This is an automated email from the ASF dual-hosted git repository.
dongjoon pushed a commit to branch master
in repository https://gitbox.apache.org/repos/asf/spark.git
The following commit(s) were added to refs/heads/master by this push:
new 032dcf89c19b [SPARK-53926][DOCS] Document newly added `core` module
configurations
032dcf89c19b is described below
commit 032dcf89c19bf05c550b90edd9491f3f0a756523
Author: Dongjoon Hyun <[email protected]>
AuthorDate: Wed Oct 15 19:02:34 2025 -0700
[SPARK-53926][DOCS] Document newly added `core` module configurations
### What changes were proposed in this pull request?

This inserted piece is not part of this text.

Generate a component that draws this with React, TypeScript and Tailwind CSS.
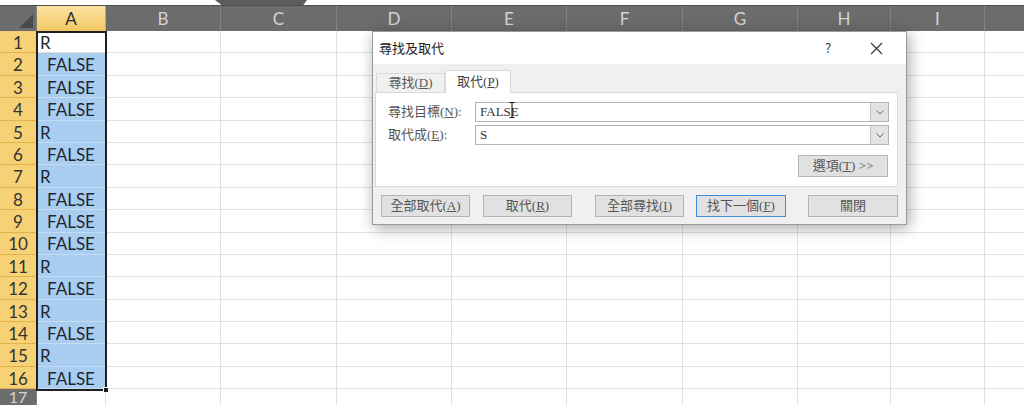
import React from "react";

const cols = [
   { label: "A", cls: "w-[69px]" },
   { label: "B", cls: "w-[115px]" },
   { label: "C", cls: "w-[116px]" },
   { label: "D", cls: "w-[115px]" },
   { label: "E", cls: "w-[115px]" },
   { label: "F", cls: "w-[116px]" },
   { label: "G", cls: "w-[115px]" },
   { label: "H", cls: "w-[93px]" },
   { label: "I", cls: "w-[94px]" },
   { label: "", cls: "w-[60px]" },
];

const values = [
   "R", "FALSE", "FALSE", "FALSE", "R", "FALSE", "R", "FALSE",
   "FALSE", "FALSE", "R", "FALSE", "R", "FALSE", "R", "FALSE",
];

const cellFont = "font-['Lato','Liberation_Sans',sans-serif]";
const dlgFont = "font-['Liberation_Serif','Noto_Sans_CJK_TC',serif]";

function Btn({
   children,
   className = "",
   focused = false,
}: {
   children: React.ReactNode;
   className?: string;
   focused?: boolean;
}) {
   return (
      <div
         className={
            "h-[22px] w-[89px] flex items-center justify-center bg-[#e1e1e1] text-[13px] text-[#555] border " +
            (focused ? "border-[#3c8fdc]" : "border-[#b4b4b4]") +
            " " +
            className
         }
      >
         {children}
      </div>
   );
}

function Chevron() {
   return (
      <div className="w-[18px] h-full bg-[#e3e3e3] border-l border-[#c4c4c4] flex items-center justify-center">
         <svg width="8" height="5" viewBox="0 0 8 5">
            <path d="M0.5 0.5 L4 4 L7.5 0.5" fill="none" stroke="#666" strokeWidth="1" />
         </svg>
      </div>
   );
}

function FindReplaceDialog() {
   return (
      <div
         className={
            "absolute left-[372px] top-[31px] w-[535px] h-[194px] border border-[#9a9a9a] bg-[#f0f0f0] shadow-[2px_3px_14px_rgba(0,0,0,0.35)] flex flex-col " +
            dlgFont
         }
      >
         {/* title bar */}
         <div className="h-[32px] bg-white flex items-center px-[6px] text-[13px] text-[#222] font-['Noto_Sans_CJK_TC',sans-serif]">
            <span className="flex-1">尋找及取代</span>
            <span className="w-[20px] text-center text-[#333] mr-[32px]">?</span>
            <svg width="13" height="13" viewBox="0 0 13 13" className="mr-[17px]">
               <path d="M1 1 L12 12 M12 1 L1 12" stroke="#333" strokeWidth="1.1" />
            </svg>
         </div>
         {/* tabs */}
         <div className="h-[28px] flex items-end pl-[3px] pt-[6px]">
            <div className="h-[19px] w-[69px] border border-b-0 border-[#dadada] flex items-center justify-center text-[13px] text-[#555]">
               尋找(<u>D</u>)
            </div>
            <div className="h-[23px] w-[66px] bg-white border border-b-0 border-[#dadada] flex items-center justify-center text-[13px] text-[#444] relative top-[1px] z-10">
               取代(<u>P</u>)
            </div>
         </div>
         {/* panel */}
         <div className="ml-[2px] w-[523px] h-[95px] bg-white border border-[#dadada] pt-[9px] pl-[12px] flex flex-col gap-[3px] text-[13px] text-[#555]">
            <div className="flex items-center h-[20px]">
               <span className="w-[87px]">
                  尋找目標(<u>N</u>):
               </span>
               <div className="w-[414px] h-[20px] border border-[#b4b4b4] flex items-center">
                  <span className="flex-1 pl-[4px] text-[#333] relative">
                     FALSE
                     <svg
                        width="6"
                        height="16"
                        viewBox="0 0 6 16"
                        className="absolute left-[33px] top-[0px]"
                     >
                        <path d="M0.5 0.5 H5.5 M3 0.5 V15.5 M0.5 15.5 H5.5" stroke="#111" strokeWidth="1" fill="none" />
                     </svg>
                  </span>
                  <Chevron />
               </div>
            </div>
            <div className="flex items-center h-[20px]">
               <span className="w-[87px]">
                  取代成(<u>E</u>):
               </span>
               <div className="w-[414px] h-[20px] border border-[#b4b4b4] flex items-center">
                  <span className="flex-1 pl-[4px] text-[#333]">S</span>
                  <Chevron />
               </div>
            </div>
            <div className="flex justify-end pr-[9px] mt-[7px]">
               <Btn className="w-[90px]">
                  選項(<u>T</u>) &gt;&gt;
               </Btn>
            </div>
         </div>
         {/* buttons */}
         <div className="flex items-center mt-[8px] pl-[8px]">
            <Btn>
               全部取代(<u>A</u>)
            </Btn>
            <Btn className="ml-[13px]">
               取代(<u>R</u>)
            </Btn>
            <Btn className="ml-[23px]">
               全部尋找(<u>I</u>)
            </Btn>
            <Btn className="ml-[12px] w-[90px]" focused>
               找下一個(<u>F</u>)
            </Btn>
            <Btn className="ml-[22px] w-[90px]">關閉</Btn>
         </div>
      </div>
   );
}

export default function App() {
   return (
      <div className={"w-[1024px] h-[407px] overflow-hidden relative bg-white " + cellFont}>
         {/* top strip */}
         <div className="h-[5px] bg-white relative">
            <div className="absolute left-[215px] top-0 w-[92px] h-[5px] bg-[#5c5c5c] [clip-path:polygon(0_0,100%_0,96%_100%,7%_100%)]" />
         </div>
         {/* column headers */}
         <div className="h-[26px] flex bg-[#6c6c6c] border-t border-[#4f4f4f]">
            <div className="w-[37px] shrink-0 relative border-r border-[#828282]">
               <svg width="14" height="14" viewBox="0 0 14 14" className="absolute right-[3px] bottom-[3px]">
                  <path d="M14 0 L14 14 L0 14 Z" fill="#4a4a4a" />
               </svg>
            </div>
            {cols.map((c) => (
               <div
                  key={c.label + c.cls}
                  className={
                     c.cls +
                     " shrink-0 flex items-center justify-center text-[17px] border-r " +
                     (c.label === "A"
                        ? "bg-gradient-to-b from-[#fbe2a0] to-[#f3c862] text-[#2d2d2d] border-[#d9a940]"
                        : "text-[#d4d4d4] border-[#828282]")
                  }
               >
                  {c.label}
               </div>
            ))}
         </div>
         {/* rows */}
         {values.map((v, i) => (
            <div key={i} className="h-[22.4px] flex">
               <div className="w-[37px] shrink-0 bg-[#f7d175] border-b border-r border-[#e2b34d] flex items-center justify-center pt-[2px] text-[17px] text-[#333]">
                  {i + 1}
               </div>
               {cols.map((c, j) => (
                  <div
                     key={j}
                     className={
                        c.cls +
                        " shrink-0 border-r border-b flex items-center pt-[2px] text-[17px] text-[#1e2630] " +
                        (j === 0
                           ? i === 0
                              ? "bg-white border-[#dcdcdc] pl-[3px]"
                              : "bg-[#a8cdf0] border-[#c4dcf3] " + (v === "R" ? "pl-[3px]" : "justify-center")
                           : "border-[#e0e0e0]")
                     }
                  >
                     {j === 0 ? v : null}
                  </div>
               ))}
            </div>
         ))}
         <div className="h-[16px] flex">
            <div className="w-[37px] shrink-0 bg-[#6c6c6c] border-r border-[#828282] flex items-center justify-center text-[16px] text-[#d4d4d4] leading-[16px]">
               17
            </div>
            {cols.map((c, j) => (
               <div key={j} className={c.cls + " shrink-0 border-r border-[#e0e0e0]"} />
            ))}
         </div>
         {/* selection */}
         <div className="absolute left-[36px] top-[31px] w-[71px] h-[360px] border-2 border-[#1f1f1f] pointer-events-none" />
         <div className="absolute left-[103px] top-[387px] w-[6px] h-[6px] bg-[#1f1f1f] border border-white" />
         <FindReplaceDialog />
      </div>
   );
}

This PR aims to document newly added `core` module configurations as a part
of Apache Spark 4.1.0 preparation.
### Why are the changes needed?
To help the users use new features easily.

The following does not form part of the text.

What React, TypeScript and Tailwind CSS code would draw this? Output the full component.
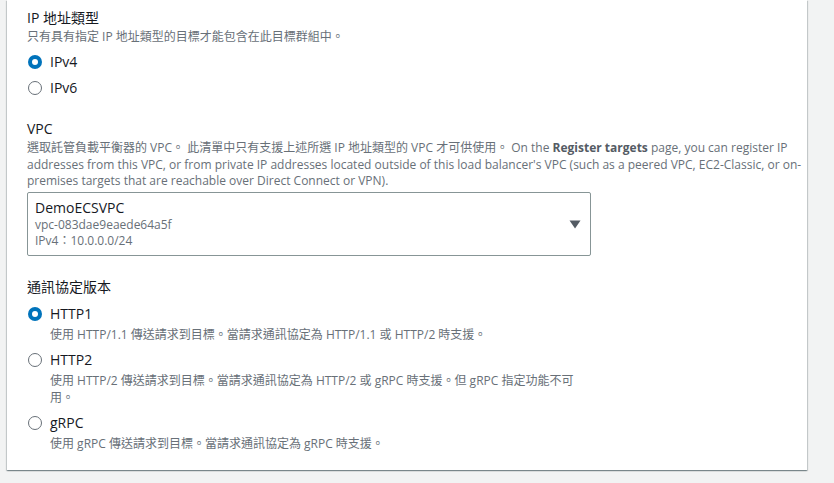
import React from "react";

const FONT = {
  fontFamily:
    '"Open Sans", "Noto Sans CJK TC", "Noto Sans", sans-serif',
};

function Radio({ checked }: { checked: boolean }) {
  return checked ? (
    <span className="flex h-[14px] w-[14px] shrink-0 items-center justify-center rounded-full bg-[#0073bb]">
      <span className="h-[6px] w-[6px] rounded-full bg-white" />
    </span>
  ) : (
    <span className="h-[14px] w-[14px] shrink-0 rounded-full border border-[#687078] bg-white" />
  );
}

function Option({
  label,
  checked,
  desc,
}: {
  label: string;
  checked: boolean;
  desc?: string;
}) {
  return (
    <div className="flex gap-[8px]">
      <div className="flex h-[22px] items-center pl-[1px]">
        <Radio checked={checked} />
      </div>
      <div className="flex flex-col">
        <span className="text-[14px] leading-[22px] text-[#16191f]">{label}</span>
        {desc && (
          <span className="mt-[1px] w-[536px] text-[12px] leading-[17px] text-[#687078]">
            {desc}
          </span>
        )}
      </div>
    </div>
  );
}

export default function App() {
  return (
    <div
      className="h-[483px] w-[834px] overflow-hidden bg-[#f2f3f3]"
      style={FONT}
    >
      <div className="ml-[7px] w-[800px] bg-white pb-[18px] pl-[20px] pr-[20px] pt-[7px] shadow-[0_1px_1px_0_rgba(0,28,36,0.3),1px_1px_1px_0_rgba(0,28,36,0.15),-1px_1px_1px_0_rgba(0,28,36,0.15)]">
        {/* IP address type */}
        <div className="flex flex-col">
          <span className="text-[14px] leading-[22px] text-[#16191f]">IP 地址類型</span>
          <span className="text-[12px] leading-[16px] text-[#687078]">
            只有具有指定 IP 地址類型的目標才能包含在此目標群組中。
          </span>
          <div className="mt-[6px] flex flex-col gap-[4px]">
            <Option label="IPv4" checked />
            <Option label="IPv6" checked={false} />
          </div>
        </div>

        {/* VPC */}
        <div className="mt-[19px] flex flex-col">
          <span className="text-[14px] leading-[22px] text-[#16191f]">VPC</span>
          <p className="w-[777px] text-[12px] leading-[16.5px] text-[#687078]">
            選取託管負載平衡器的 VPC。 此清單中只有支援上述所選 IP 地址類型的 VPC 才可供使用。 On the{" "}
            <b className="font-bold text-[#545b64]">Register targets</b> page, you can register IP
            addresses from this VPC, or from private IP addresses located outside of this load
            balancer's VPC (such as a peered VPC, EC2-Classic, or on-premises targets that are
            reachable over Direct Connect or VPN).
          </p>
          <div className="mt-[2px] flex h-[64px] w-[564px] items-center justify-between rounded-[2px] border border-[#879596] pl-[7px] pr-[7px] pt-[1px]">
            <div className="flex flex-col">
              <span className="text-[14px] leading-[18px] text-[#16191f]">DemoECSVPC</span>
              <span className="text-[12px] leading-[16px] text-[#687078]">vpc-083dae9eaede64a5f</span>
              <span className="text-[12px] leading-[16px] text-[#687078]">IPv4：10.0.0.0/24</span>
            </div>
            <svg width="12" height="9" viewBox="0 0 12 9" className="mr-[2px]">
              <path d="M0.5 0.5 L11.5 0.5 L6 8.5 Z" fill="#545b64" />
            </svg>
          </div>
        </div>

        {/* Protocol version */}
        <div className="mt-[20px] flex flex-col">
          <span className="text-[14px] leading-[22px] text-[#16191f]">通訊協定版本</span>
          <div className="mt-[5px] flex flex-col gap-[6px]">
            <Option
              label="HTTP1"
              checked
              desc="使用 HTTP/1.1 傳送請求到目標。當請求通訊協定為 HTTP/1.1 或 HTTP/2 時支援。"
            />
            <Option
              label="HTTP2"
              checked={false}
              desc="使用 HTTP/2 傳送請求到目標。當請求通訊協定為 HTTP/2 或 gRPC 時支援。但 gRPC 指定功能不可用。"
            />
            <Option
              label="gRPC"
              checked={false}
              desc="使用 gRPC 傳送請求到目標。當請求通訊協定為 gRPC 時支援。"
            />
          </div>
        </div>
      </div>
    </div>
  );
}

- https://github.com/apache/spark/pull/47856
- https://github.com/apache/spark/pull/51130
- https://github.com/apache/spark/pull/51163
- https://github.com/apache/spark/pull/51604
- https://github.com/apache/spark/pull/51630
- https://github.com/apache/spark/pull/51708
- https://github.com/apache/spark/pull/51885
- https://github.com/apache/spark/pull/52091
- https://github.com/apache/spark/pull/52382
### Does this PR introduce _any_ user-facing change?
No behavior change because this is a documentation update.

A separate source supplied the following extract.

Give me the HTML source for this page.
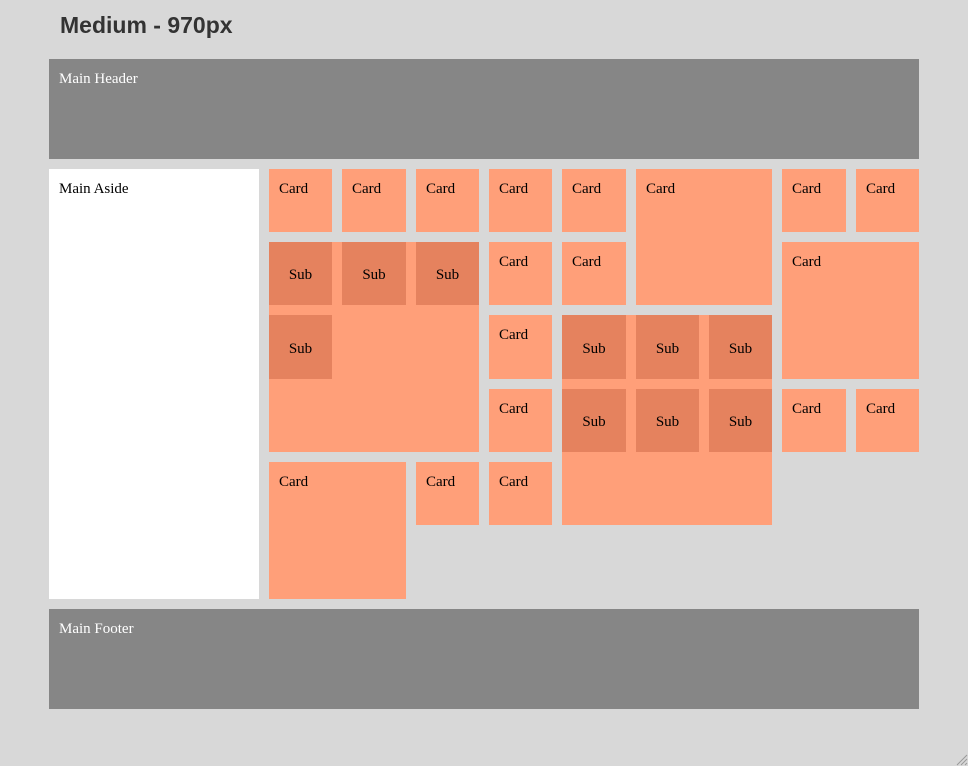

### How was this patch tested?
Manual review.
### Was this patch authored or co-authored using generative AI tooling?
No.
Closes #52626 from dongjoon-hyun/SPARK-53926.
Authored-by: Dongjoon Hyun <[email protected]>
Signed-off-by: Dongjoon Hyun <[email protected]>
---
docs/configuration.md | 109 ++++++++++++++++++++++++++++++++++++++++++++++++++
docs/monitoring.md | 8 ++++
2 files changed, 117 insertions(+)
diff --git a/docs/configuration.md b/docs/configuration.md
index b999a6ee2577..e9dbfa2b4f03 100644
--- a/docs/configuration.md
+++ b/docs/configuration.md
@@ -523,6 +523,16 @@ of the most common options to set are:
</td>
<td>3.0.0</td>
</tr>
+<tr>
+ <td><code>spark.driver.log.redirectConsoleOutputs</code></td>
+ <td>stdout,stderr</td>
+ <td>
+ Comma-separated list of the console output kind for driver that needs to
redirect
+ to logging system. Supported values are `stdout`, `stderr`. It only takes
affect when
+ `spark.plugins` is configured with
`org.apache.spark.deploy.RedirectConsolePlugin`.
+ </td>
+ <td>4.1.0</td>
+</tr>
<tr>
<td><code>spark.decommission.enabled</code></td>
<td>false</td>
@@ -772,6 +782,16 @@ Apart from these, the following properties are also
available, and may be useful
</td>
<td>1.1.0</td>
</tr>
+<tr>
+ <td><code>spark.executor.logs.redirectConsoleOutputs</code></td>
+ <td>stdout,stderr</td>
+ <td>
+ Comma-separated list of the console output kind for executor that needs to
redirect
+ to logging system. Supported values are `stdout`, `stderr`. It only takes
affect when
+ `spark.plugins` is configured with
`org.apache.spark.deploy.RedirectConsolePlugin`.
+ </td>
+ <td>4.1.0</td>
+</tr>
<tr>
<td><code>spark.executor.userClassPathFirst</code></td>
<td>false</td>
@@ -857,6 +877,47 @@ Apart from these, the following properties are also
available, and may be useful
</td>
<td>1.2.0</td>
</tr>
+<tr>
+ <td><code>spark.python.factory.idleWorkerMaxPoolSize</code></td>
+ <td>(none)</td>
+ <td>
+ Maximum number of idle Python workers to keep. If unset, the number is
unbounded.
+ If set to a positive integer N, at most N idle workers are retained;
+ least-recently used workers are evicted first.
+ </td>
+ <td>4.1.0</td>
+</tr>
+<tr>
+ <td><code>spark.python.worker.killOnIdleTimeout</code></td>
+ <td>false</td>
+ <td>
+ Whether Spark should terminate the Python worker process when the idle
timeout
+ (as defined by <code>spark.python.worker.idleTimeoutSeconds</code>) is
reached. If enabled,
+ Spark will terminate the Python worker process in addition to logging the
status.
+ </td>
+ <td>4.1.0</td>
+</tr>
+<tr>
+ <td><code>spark.python.worker.tracebackDumpIntervalSeconds</code></td>
+ <td>0</td>
+ <td>
+ The interval (in seconds) for Python workers to dump their tracebacks.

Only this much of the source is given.